O’Leary, Brian. “A Unified Field Theory Of Publishing.” Magellan Media Partners, 1 Oct. 2014. Web. 30 Jan. 2015.

2 Replies to “Context is King”

  1. Gabi, using Bill Gate’s article as a lens for this topic made your essay accessible and interesting. You’ve brought in several great ideas from the likes of Michael Baskar and Liza Daly to support your argument. Bhaskar’s point about the network reshaping content and Daly’s point that novelists don’t create data are important ones. I certainly agree that in the world of fiction, publishers have largely failed to engage in a meaningful discussion on the importance of e-reading as a means to enhance reading as opposed to strictly as a means of circulation.

    However, I think you could have introduced your question around the potential of digital recontextualization earlier in the essay and explored the realm of electronic literature further. How do platforms like Wattpad fit in this changing landscape of fiction? Is there room for publishers on this platform? And what of works like Kate Pullinger’s Inanimate Alice? If I remember correctly, that project was funded through government grants. Is there a need for governments to fund these projects if publishers aren’t willing to?
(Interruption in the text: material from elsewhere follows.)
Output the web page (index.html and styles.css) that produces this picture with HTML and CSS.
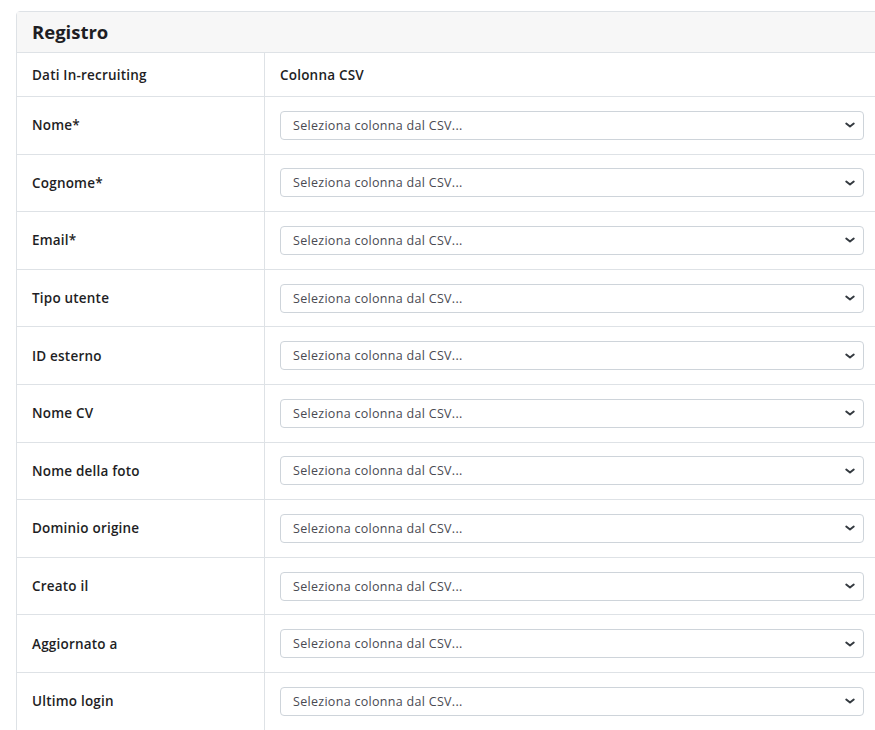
FILE: index.html
```html
<!DOCTYPE html>
<html lang="it">
<head>
  <meta charset="UTF-8" />
  <title>Registro</title>
  <link rel="stylesheet" href="styles.css">
</head>
<body>

  <div class="card">
    <div class="card-header">
      <h3>Registro</h3>
    </div>

    <div class="map-row head-row">
      <div class="cell label-cell">Dati In-recruiting</div>
      <div class="cell">Colonna CSV</div>
    </div>

    <div class="map-row">
      <div class="cell label-cell">Nome*</div>
      <div class="cell"><select class="csv-select"><option>Seleziona colonna dal CSV...</option></select></div>
    </div>
    <div class="map-row">
      <div class="cell label-cell">Cognome*</div>
      <div class="cell"><select class="csv-select"><option>Seleziona colonna dal CSV...</option></select></div>
    </div>
    <div class="map-row">
      <div class="cell label-cell">Email*</div>
      <div class="cell"><select class="csv-select"><option>Seleziona colonna dal CSV...</option></select></div>
    </div>
    <div class="map-row">
      <div class="cell label-cell">Tipo utente</div>
      <div class="cell"><select class="csv-select"><option>Seleziona colonna dal CSV...</option></select></div>
    </div>
    <div class="map-row">
      <div class="cell label-cell">ID esterno</div>
      <div class="cell"><select class="csv-select"><option>Seleziona colonna dal CSV...</option></select></div>
    </div>
    <div class="map-row">
      <div class="cell label-cell">Nome CV</div>
      <div class="cell"><select class="csv-select"><option>Seleziona colonna dal CSV...</option></select></div>
    </div>
    <div class="map-row">
      <div class="cell label-cell">Nome della foto</div>
      <div class="cell"><select class="csv-select"><option>Seleziona colonna dal CSV...</option></select></div>
    </div>
    <div class="map-row">
      <div class="cell label-cell">Dominio origine</div>
      <div class="cell"><select class="csv-select"><option>Seleziona colonna dal CSV...</option></select></div>
    </div>
    <div class="map-row">
      <div class="cell label-cell">Creato il</div>
      <div class="cell"><select class="csv-select"><option>Seleziona colonna dal CSV...</option></select></div>
    </div>
    <div class="map-row">
      <div class="cell label-cell">Aggiornato a</div>
      <div class="cell"><select class="csv-select"><option>Seleziona colonna dal CSV...</option></select></div>
    </div>
    <div class="map-row">
      <div class="cell label-cell">Ultimo login</div>
      <div class="cell"><select class="csv-select"><option>Seleziona colonna dal CSV...</option></select></div>
    </div>
  </div>

</body>
</html>
```

FILE: styles.css
```css
html {
  overflow: hidden;
}

body {
  font-family: "Open Sans", "Noto Sans", sans-serif;
  margin: 11px 0 0 16px;
  background-color: #fff;
  color: #212529;
}

.card {
  width: 880px;
  border: 1px solid #dee2e6;
  border-radius: 4px 0 0 0;
  background-color: #fff;
}

.card-header {
  background-color: #f7f7f7;
  border-bottom: 1px solid #dee2e6;
  height: 40px;
  box-sizing: border-box;
  display: flex;
  align-items: center;
  padding: 0 15px 1px;
  height: 41px;
}

.card-header h3 {
  margin: 0;
  font-size: 18.5px;
  font-weight: 700;
  color: #1e1e24;
}

.map-row {
  display: grid;
  grid-template-columns: 248px 1fr;
  height: 57.6px;
  border-bottom: 1px solid #dee2e6;
  box-sizing: border-box;
}

.head-row {
  height: 44px;
}

.cell {
  display: flex;
  align-items: center;
  padding: 0 15px;
  font-size: 13.5px;
  letter-spacing: 0.2px;
  font-weight: 600;
  color: #1e1e24;
}

.label-cell {
  border-right: 1px solid #dee2e6;
}

.csv-select {
  appearance: none;
  width: 584px;
  height: 29px;
  border: 1px solid #ced4da;
  border-radius: 4px;
  padding: 0 30px 0 12px;
  font-family: "Open Sans", "Noto Sans", sans-serif;
  font-size: 12.5px;
  letter-spacing: 0.3px;
  color: #4a4a52;
  background-color: #fff;
  background-image: url("data:image/svg+xml,%3Csvg xmlns='http://www.w3.org/2000/svg' viewBox='0 0 16 16'%3E%3Cpath fill='none' stroke='%23343a40' stroke-linecap='round' stroke-linejoin='round' stroke-width='2.6' d='M3 6l5 4 5-4'/%3E%3C/svg%3E");
  background-repeat: no-repeat;
  background-position: right 6px center;
  background-size: 14px 12px;
}
```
Does it really even matter if publishers contribute to the canon of electronic literature?

  2. This essay shows some good engagement with the readings. I can see from the writing that you’ve taken them in and reflected on the author’s points of view. I appreciated the points you distilled from them, and think they added value to your essay.

    I did, however, feel that your own point was a little diluted and disjoint. I understood your essay to say that publishers should experiment with digital, but the link between this point, and the discussion of context vs content is not made clear. It is as though there are two competing ideas: context vs content which makes up the first half of the essay, and the role of publishers in exploring and experimenting in putting context first.

    A stronger essay would have tied these two together, presenting a coherent point that spans both.